Real Estate - Various countries grant a person and their family members with residency cards if they rent and/or purchase a property for a certain value within the country. Some countries allow a person to sell the property after obtaining permanent residency, while others require applicants to maintain ownership of the property to maintain their residence permit. Real estate is a fantastic option for those looking for a tangible asset with low risk. Portugal and Greece are two of the world’s most popular programmes which allow one to qualify via a real estate purchase.


Bonds/Stocks/Loan Capital - Some countries allow an applicant to invest in securities to obtain their residency. Investment funds, loan capital, and even investing in company stocks can grant a person and their family members with a residence card. This is a great option for those looking for a return on investment and a simpler exit strategy from their investment. The United Kingdom offers such a programme which is known as the Tier 1.
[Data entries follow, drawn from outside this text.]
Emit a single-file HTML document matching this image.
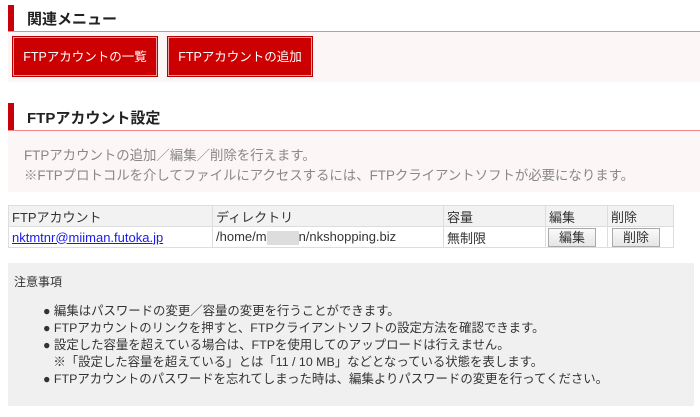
<!DOCTYPE html>
<html><head><meta charset="utf-8"><style>
*{margin:0;padding:0;box-sizing:border-box}
body{width:700px;height:417px;background:#fff;font-family:"Liberation Sans","Noto Sans CJK JP",sans-serif;font-size:12px;color:#333;position:relative;overflow:hidden}
.a{position:absolute;white-space:nowrap}
.h{font-size:15px;font-weight:bold;color:#222}
.bar{position:absolute;background:#c9000a;width:6px}
.line{position:absolute;left:8px;right:0;height:1px;background:#e88}
.btn{position:absolute;background:#cc0000;color:#fff;border:1px solid #f0a0a0;outline:1px solid #b00;font-size:12.5px;text-align:center;line-height:38px}
table{position:absolute;left:8px;top:205px;width:666px;border-collapse:collapse;font-size:13px}
td{border:1px solid #ddd;padding:0 3px;height:21px}
tr.hd td{background:#f2f2f2}
.sb{display:inline-block;border:1px solid #aaa;background:linear-gradient(#fafafa,#e6e6e6);padding:0 10px;line-height:17px;font-size:13px}
</style></head><body>
<div class="bar" style="left:8px;top:5px;height:26px"></div>
<div class="a h" style="left:27px;top:8px">関連メニュー</div>
<div class="line" style="top:31px"></div>
<div class="a" style="left:8px;top:32px;width:692px;height:50px;background:#fdf6f6"></div>
<div class="btn" style="left:13px;top:37px;width:144px;height:39px">FTPアカウントの一覧</div>
<div class="btn" style="left:168px;top:37px;width:144px;height:39px">FTPアカウントの追加</div>
<div class="bar" style="left:8px;top:103px;height:27px"></div>
<div class="a h" style="left:27px;top:107px">FTPアカウント設定</div>
<div class="line" style="top:130px"></div>
<div class="a" style="left:8px;top:131px;width:692px;height:61px;background:#fdf6f6"></div>
<div class="a" style="left:24px;top:144px;color:#888;font-size:13.4px">FTPアカウントの追加／編集／削除を行えます。</div>
<div class="a" style="left:24px;top:164px;color:#888;font-size:13.4px">※FTPプロトコルを介してファイルにアクセスするには、FTPクライアントソフトが必要になります。</div>
<table>
<tr class="hd"><td style="width:204px">FTPアカウント</td><td style="width:231px">ディレクトリ</td><td style="width:102px">容量</td><td style="width:62px">編集</td><td>削除</td></tr>
<tr><td><span style="color:#1a1aee;text-decoration:underline">nktmtnr@miiman.futoka.jp</span></td><td>/home/m<span style="display:inline-block;width:32px;height:14px;background:#ddd;vertical-align:middle"></span>n/nkshopping.biz</td><td>無制限</td><td style="padding-left:2px"><span class="sb">編集</span></td><td style="padding-left:4px"><span class="sb">削除</span></td></tr>
</table>
<div class="a" style="left:8px;top:263px;width:686px;height:143px;background:#f0f0f0"></div>
<div class="a" style="left:14px;top:273px">注意事項</div>
<div class="a" style="left:43px;top:303px;line-height:17px;font-size:12.4px">
● 編集はパスワードの変更／容量の変更を行うことができます。<br>
● FTPアカウントのリンクを押すと、FTPクライアントソフトの設定方法を確認できます。<br>
● 設定した容量を超えている場合は、FTPを使用してのアップロードは行えません。<br>
&nbsp;&nbsp;&nbsp;※「設定した容量を超えている」とは「11 / 10 MB」などとなっている状態を表します。<br>
● FTPアカウントのパスワードを忘れてしまった時は、編集よりパスワードの変更を行ってください。
</div>
</body></html>
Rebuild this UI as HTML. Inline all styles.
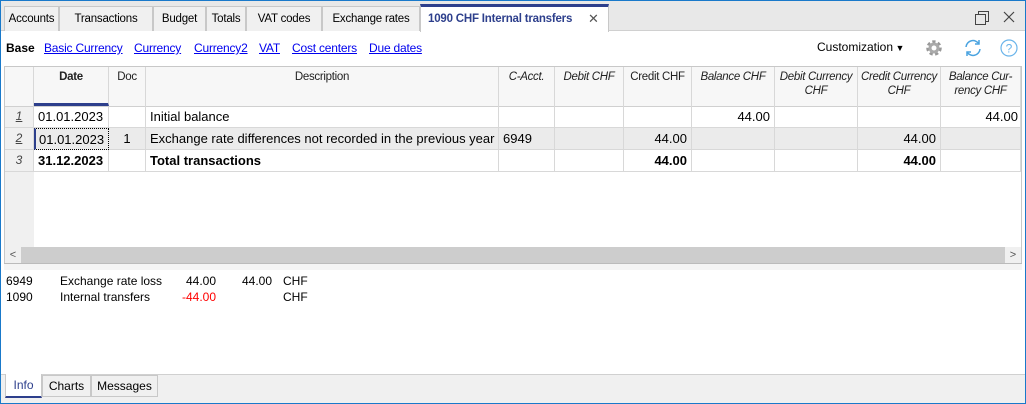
<!DOCTYPE html>
<html><head><meta charset="utf-8"><style>
*{box-sizing:border-box;margin:0;padding:0}
body{width:1026px;height:404px;overflow:hidden;background:#fff;font-family:"Liberation Sans",sans-serif;font-size:12px;color:#000;position:relative}
.a{position:absolute}
.tab{position:absolute;top:6px;height:25px;border:1px solid #c8c8c8;border-bottom:none;background:#f0f0f0;line-height:24px;text-align:center;font-size:11.5px;letter-spacing:-0.2px;white-space:nowrap}
.lnk{position:absolute;top:41px;color:#0000ee;text-decoration:underline;font-size:12px;letter-spacing:-0.2px}
.hd{position:absolute;top:67px;height:39px;border-right:1px solid #d8d8d8;background:#f7f7f7;text-align:center;font-size:11.5px;letter-spacing:-0.3px;color:#222;line-height:14px;padding-top:3px;white-space:nowrap}
.hd i{font-style:italic}
.c{position:absolute;height:22px;border-right:1px solid #d8d8d8;border-bottom:1px solid #d8d8d8;font-size:13px;line-height:21px;padding:0 4px;white-space:nowrap}
.r{text-align:right}
.b{font-weight:bold}
.i{font-size:12px}
</style></head><body>
<div class="a" style="left:0;top:0;width:1026px;height:31px;background:#e8e8e8;border-bottom:1px solid #d0d0d0"></div>
<div class="tab" style="left:4px;width:55px">Accounts</div>
<div class="tab" style="left:59px;width:94px">Transactions</div>
<div class="tab" style="left:153px;width:53px">Budget</div>
<div class="tab" style="left:206px;width:40px">Totals</div>
<div class="tab" style="left:246px;width:76px">VAT codes</div>
<div class="tab" style="left:322px;width:98px">Exchange rates</div>
<div class="tab" style="left:420px;width:189px;top:4px;height:28px;background:#fff;border-top:3px solid #2d3f8c;color:#2d3f8c;font-weight:bold;text-align:left;padding-left:7px;line-height:24px">1090 CHF Internal transfers<span style="position:absolute;left:167px;top:0;font-weight:normal;color:#555;font-size:13px">✕</span></div>
<svg class="a" style="left:973px;top:9px" width="18" height="18"><rect x="2.5" y="5.5" width="10" height="10" fill="none" stroke="#444"/><path d="M5.5 5.5V2.5H15.5V12.5H12.5" fill="none" stroke="#444"/></svg>
<svg class="a" style="left:1001px;top:9px" width="16" height="16"><path d="M3 3L13 13M13 3L3 13" stroke="#444" stroke-width="1.2"/></svg>
<div class="a b" style="left:6px;top:41px">Base</div>
<div class="lnk" style="left:44px">Basic Currency</div>
<div class="lnk" style="left:134px">Currency</div>
<div class="lnk" style="left:194px">Currency2</div>
<div class="lnk" style="left:259px">VAT</div>
<div class="lnk" style="left:292px">Cost centers</div>
<div class="lnk" style="left:369px">Due dates</div>
<div class="a" style="left:817px;top:40px;font-size:12px">Customization<span style="font-size:9px"> ▼</span></div>
<svg class="a" style="left:924px;top:38px" width="20" height="20"><circle cx="10" cy="10" r="6" fill="none" stroke="#999" stroke-width="3.5" stroke-dasharray="3 2.3"/><circle cx="10" cy="10" r="5.5" fill="#aaa"/><circle cx="10" cy="10" r="2.5" fill="#fff"/></svg>
<svg class="a" style="left:962px;top:37px" width="22" height="22"><path d="M4 10A7 7 0 0 1 17 7M18 12A7 7 0 0 1 5 15" fill="none" stroke="#4aa3e0" stroke-width="1.5"/><path d="M17 3V7H13M5 19V15H9" fill="none" stroke="#4aa3e0" stroke-width="1.5"/></svg>
<svg class="a" style="left:999px;top:38px" width="20" height="20"><circle cx="10" cy="10" r="8" fill="none" stroke="#6ab4ea" stroke-width="1.2"/><text x="10" y="14.5" font-size="12" text-anchor="middle" fill="#6ab4ea" font-family="Liberation Sans">?</text></svg>
<div class="a" style="left:4px;top:66px;width:1018px;height:198px;border:1px solid #c8c8c8;border-bottom:none"></div>
<div class="a" style="left:5px;top:67px;width:29px;height:180px;background:#f0f0f0"></div>
<div class="hd" style="left:5px;width:29px"></div>
<div class="hd" style="left:34px;width:75px;border-bottom:3px solid #2d3f8c;font-weight:bold">Date</div>
<div class="hd" style="left:109px;width:37px">Doc</div>
<div class="hd" style="left:146px;width:353px">Description</div>
<div class="hd" style="left:499px;width:56px"><i>C-Acct.</i></div>
<div class="hd" style="left:555px;width:69px"><i>Debit CHF</i></div>
<div class="hd" style="left:624px;width:68px">Credit CHF</div>
<div class="hd" style="left:692px;width:83px"><i>Balance CHF</i></div>
<div class="hd" style="left:775px;width:83px"><i>Debit Currency<br>CHF</i></div>
<div class="hd" style="left:858px;width:83px"><i>Credit Currency<br>CHF</i></div>
<div class="hd" style="left:941px;width:80px"><i>Balance Cur-<br>rency CHF</i></div>
<div class="a" style="left:5px;top:106px;width:1016px;height:1px;background:#d0d0d0"></div>
<div class="a" style="left:34px;top:128px;width:987px;height:22px;background:#ebebeb"></div>
<div class="c i" style="left:5px;top:106px;width:29px;text-align:center;font-style:italic;text-decoration:underline;color:#444">1</div>
<div class="c i" style="left:5px;top:128px;width:29px;text-align:center;font-style:italic;text-decoration:underline;color:#444">2</div>
<div class="c i" style="left:5px;top:150px;width:29px;text-align:center;font-style:italic;color:#444">3</div>
<div class="c" style="left:34px;top:106px;width:75px">01.01.2023</div>
<div class="c" style="left:34px;top:128px;width:75px;border:1px dotted #000;border-left:2px solid #2d3f8c;padding-left:3px">01.01.2023</div>
<div class="c b" style="left:34px;top:150px;width:75px">31.12.2023</div>
<div class="c" style="left:109px;top:106px;width:37px"></div>
<div class="c" style="left:109px;top:128px;width:37px;text-align:center">1</div>
<div class="c" style="left:109px;top:150px;width:37px"></div>
<div class="c" style="left:146px;top:106px;width:353px">Initial balance</div>
<div class="c" style="left:146px;top:128px;width:353px">Exchange rate differences not recorded in the previous year</div>
<div class="c b" style="left:146px;top:150px;width:353px">Total transactions</div>
<div class="c" style="left:499px;top:106px;width:56px"></div>
<div class="c" style="left:499px;top:128px;width:56px">6949</div>
<div class="c" style="left:499px;top:150px;width:56px"></div>
<div class="c" style="left:555px;top:106px;width:69px"></div>
<div class="c" style="left:555px;top:128px;width:69px"></div>
<div class="c" style="left:555px;top:150px;width:69px"></div>
<div class="c r" style="left:624px;top:106px;width:68px"></div>
<div class="c r" style="left:624px;top:128px;width:68px">44.00</div>
<div class="c r b" style="left:624px;top:150px;width:68px">44.00</div>
<div class="c r" style="left:692px;top:106px;width:83px">44.00</div>
<div class="c r" style="left:692px;top:128px;width:83px"></div>
<div class="c r" style="left:692px;top:150px;width:83px"></div>
<div class="c r" style="left:775px;top:106px;width:83px"></div>
<div class="c r" style="left:775px;top:128px;width:83px"></div>
<div class="c r" style="left:775px;top:150px;width:83px"></div>
<div class="c r" style="left:858px;top:106px;width:83px"></div>
<div class="c r" style="left:858px;top:128px;width:83px">44.00</div>
<div class="c r b" style="left:858px;top:150px;width:83px">44.00</div>
<div class="c r" style="left:941px;top:106px;width:80px;padding-right:2px">44.00</div>
<div class="c r" style="left:941px;top:128px;width:80px"></div>
<div class="c r" style="left:941px;top:150px;width:80px"></div>
<div class="a" style="left:5px;top:247px;width:1016px;height:16px;background:#cdcdcd"></div>
<div class="a" style="left:5px;top:247px;width:16px;height:16px;background:#f0f0f0;text-align:center;line-height:16px;font-size:11px;color:#555">&lt;</div>
<div class="a" style="left:1005px;top:247px;width:16px;height:16px;background:#f0f0f0;text-align:center;line-height:16px;font-size:11px;color:#555">&gt;</div>
<div class="a" style="left:4px;top:263px;width:1018px;height:1px;background:#bbb"></div>
<div class="a" style="left:4px;top:264px;width:1018px;height:6px;background:#f4f4f4"></div>
<div class="a" style="left:6px;top:274px;font-size:12px">6949</div>
<div class="a" style="left:60px;top:274px;font-size:12px">Exchange rate loss</div>
<div class="a" style="left:186px;top:274px;font-size:12px">44.00</div>
<div class="a" style="left:242px;top:274px;font-size:12px">44.00</div>
<div class="a" style="left:283px;top:274px;font-size:12px">CHF</div>
<div class="a" style="left:6px;top:290px;font-size:12px">1090</div>
<div class="a" style="left:60px;top:290px;font-size:12px">Internal transfers</div>
<div class="a" style="left:182px;top:290px;font-size:12px;color:#f00">-44.00</div>
<div class="a" style="left:283px;top:290px;font-size:12px">CHF</div>
<div class="a" style="left:0;top:374px;width:1026px;height:30px;background:#f0f0f0;border-top:1px solid #d0d0d0"></div>
<div class="a" style="left:5px;top:374px;width:37px;height:24px;background:#fff;border:1px solid #c8c8c8;border-top:none;border-bottom:2px solid #2d3f8c;text-align:center;line-height:22px;font-size:12px;color:#2d3f8c">Info</div>
<div class="a" style="left:42px;top:375px;width:49px;height:22px;border:1px solid #c8c8c8;background:#f0f0f0;text-align:center;line-height:20px;font-size:12px">Charts</div>
<div class="a" style="left:91px;top:375px;width:67px;height:22px;border:1px solid #c8c8c8;background:#f0f0f0;text-align:center;line-height:20px;font-size:12px">Messages</div>
<div class="a" style="left:0;top:31px;width:1026px;height:373px;border:1px solid #1979ca;border-top:none"></div>
<div class="a" style="left:0;top:0;width:1026px;height:31px;border:1px solid #1979ca;border-bottom:none"></div>
</body></html>
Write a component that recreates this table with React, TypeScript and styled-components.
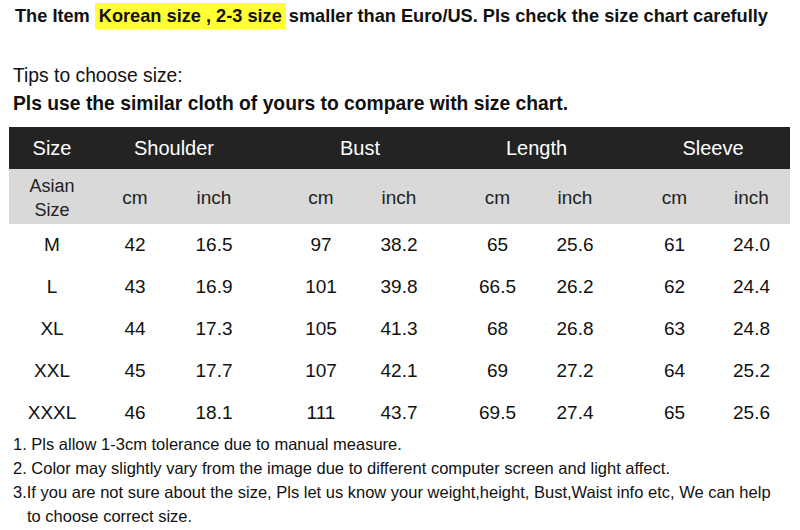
import React from "react";
import styled, { createGlobalStyle } from "styled-components";

const Global = createGlobalStyle`
  *, *::before, *::after { box-sizing: border-box; }
  html, body { margin: 0; padding: 0; background: #fff; }
  body { font-family: "Liberation Sans", Arial, sans-serif; color: #111; }
`;

const Page = styled.div`
  width: 800px;
  height: 530px;
  overflow: hidden;
  display: flex;
  flex-direction: column;
`;

const Title = styled.div`
  margin: 3px 0 0 15px;
  font-size: 18.2px;
  font-weight: bold;
  line-height: 26px;
  height: 26px;
  white-space: nowrap;
  display: flex;
  align-items: center;
`;

const Mark = styled.span`
  display: inline-block;
  background: #ffff33;
  height: 26px;
  line-height: 26px;
  padding: 0 4px;
  margin: 0 3px 0 5px;
`;

const Tips = styled.div`
  margin: 33px 0 0 13px;
  display: flex;
  flex-direction: column;
  font-size: 19.3px;
  line-height: 28px;
`;

const TipLine = styled.div<{ $bold?: boolean }>`
  font-weight: ${(p) => (p.$bold ? "bold" : "normal")};
  white-space: nowrap;
`;

const Table = styled.div`
  margin: 9px 0 0 9px;
  width: 781px;
  display: grid;
  grid-template-columns: 86px 80px 78px 107px 78px 98px 78px 99px 77px;
`;

const HeadCell = styled.div<{ $span?: number; $pad?: number }>`
  grid-column: span ${(p) => p.$span ?? 1};
  background: #232323;
  color: #fff;
  font-size: 20px;
  height: 42px;
  display: flex;
  align-items: center;
  justify-content: center;
  padding-left: ${(p) => p.$pad ?? 0}px;
`;

const UnitCell = styled.div<{ $pad?: number }>`
  background: #d9d9d9;
  color: #222;
  font-size: 19px;
  height: 55px;
  display: flex;
  align-items: center;
  justify-content: center;
  text-align: center;
  line-height: 24px;
  padding-top: 3px;
  padding-left: ${(p) => p.$pad ?? 0}px;
`;

const AsianCell = styled(UnitCell)`
  font-size: 18px;
  padding-top: 2px;
`;

const DataCell = styled.div<{ $pad?: number }>`
  color: #111;
  font-size: 19px;
  height: 42px;
  display: flex;
  align-items: center;
  justify-content: center;
  padding-left: ${(p) => p.$pad ?? 0}px;
`;

const Notes = styled.div`
  margin: -2px 0 0 13px;
  font-family: "Liberation Sans", Arial, sans-serif;
  font-size: 16.5px;
  line-height: 24px;
  color: #111;
`;

const NoteLine = styled.div<{ $indent?: boolean }>`
  white-space: nowrap;
  padding-left: ${(p) => (p.$indent ? 14 : 0)}px;
`;

const pads = [0, 0, 0, 29, 0, 21, 0, 22, 0];

const rows: string[][] = [
  ["M", "42", "16.5", "97", "38.2", "65", "25.6", "61", "24.0"],
  ["L", "43", "16.9", "101", "39.8", "66.5", "26.2", "62", "24.4"],
  ["XL", "44", "17.3", "105", "41.3", "68", "26.8", "63", "24.8"],
  ["XXL", "45", "17.7", "107", "42.1", "69", "27.2", "64", "25.2"],
  ["XXXL", "46", "18.1", "111", "43.7", "69.5", "27.4", "65", "25.6"],
];

const units = ["cm", "inch", "cm", "inch", "cm", "inch", "cm", "inch"];

export default function App() {
  return (
    <Page>
      <Global />
      <Title>
        The Item<Mark>Korean size , 2-3 size</Mark>smaller than Euro/US. Pls check the size chart carefully
      </Title>
      <Tips>
        <TipLine>Tips to choose size:</TipLine>
        <TipLine $bold>Pls use the similar cloth of yours to compare with size chart.</TipLine>
      </Tips>
      <Table>
        <HeadCell>Size</HeadCell>
        <HeadCell $span={2}>Shoulder</HeadCell>
        <HeadCell $span={2} $pad={29}>Bust</HeadCell>
        <HeadCell $span={2} $pad={21}>Length</HeadCell>
        <HeadCell $span={2} $pad={22}>Sleeve</HeadCell>
        <AsianCell>
          Asian
          <br />
          Size
        </AsianCell>
        {units.map((u, i) => (
          <UnitCell key={i} $pad={pads[i + 1]}>
            {u}
          </UnitCell>
        ))}
        {rows.map((r, ri) =>
          r.map((v, ci) => (
            <DataCell key={`${ri}-${ci}`} $pad={pads[ci]}>
              {v}
            </DataCell>
          ))
        )}
      </Table>
      <Notes>
        <NoteLine>1. Pls allow 1-3cm tolerance due to manual measure.</NoteLine>
        <NoteLine>2. Color may slightly vary from the image due to different computer screen and light affect.</NoteLine>
        <NoteLine>
          3.If you are not sure about the size, Pls let us know your weight,height, Bust,Waist info etc, We can help
        </NoteLine>
        <NoteLine $indent>to choose correct size.</NoteLine>
      </Notes>
    </Page>
  );
}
Business/Job Creation - Another route to obtaining a residency card is establishing a business in a country. Many countries, however, require applicants to establish a business within a certain set of terms to be eligible for residency, while others require applicants to create a certain amount of jobs through their business to become residents. This is a great option for those already looking to expand their business overseas.


Bank deposit - A few countries grant foreigners who make and maintain a bank deposit for a certain amount with residency cards.

Each country has its specific requirements when it comes to Residency by Investment, but there are a few core requirements that applicants must meet:


- Have a clean criminal record.


- Make a qualified investment.


- Submit a complete application.


- Maintain investment for a specific amount of time to maintain residency.


- Abide by the country's laws and regulations.